In settings where labeled verifiable training data is the binding constraint, each checked example should be allocated carefully. The standard practice is to use this data directly on the model that will be deployed, for example by running GRPO on the deployment student. We argue that this is often an inefficient allocation because it overlooks a reward-density principle: sparse sequence-level reward should train models where exploration is productive, while dense token-level teacher reward should be used where the aim is to compress behavior into a smaller model. In this view, GRPO-style sparse RL and OPD-style dense teacher supervision are not separate recipes; they are different reward-density regimes.
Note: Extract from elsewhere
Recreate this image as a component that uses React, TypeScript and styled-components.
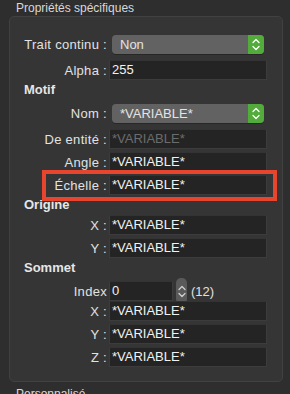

The allocation rule is simple: use scarce labeled training data upstream on the strongest model that can turn it into reward-shaped behavior, then transfer that behavior downstream as dense supervision. We evaluate this rule on verifiable math with Qwen3 and Llama models. At fixed Qwen3-1.7B deployment-student size, an RL-improved 8B teacher distilled through the dense bridge outperforms direct GRPO on the same student, while transfer from the same teacher before RL underperforms. The bridge is important: a forward-KL warmup on teacher rollouts followed by OPD on student rollouts is consistently strongest on MATH before any post-bridge student-side sparse RL, and also gives the best pre-Stage~3 AIME endpoints for the canonical 8B/14B teachers. The bridge also makes later student-side sparse RL effective: GRPO that is weak on a cold student lifts MATH from $75.4\%$ to $78.5\%$ after the bridge and outperforms a matched replay control by $2.8$ points. The operational principal is to avoid using scarce labeled data on the least prepared policy: use sparse reward for teacher-side discovery, dense transfer for student compression, and student-side sparse reward only after the bridge.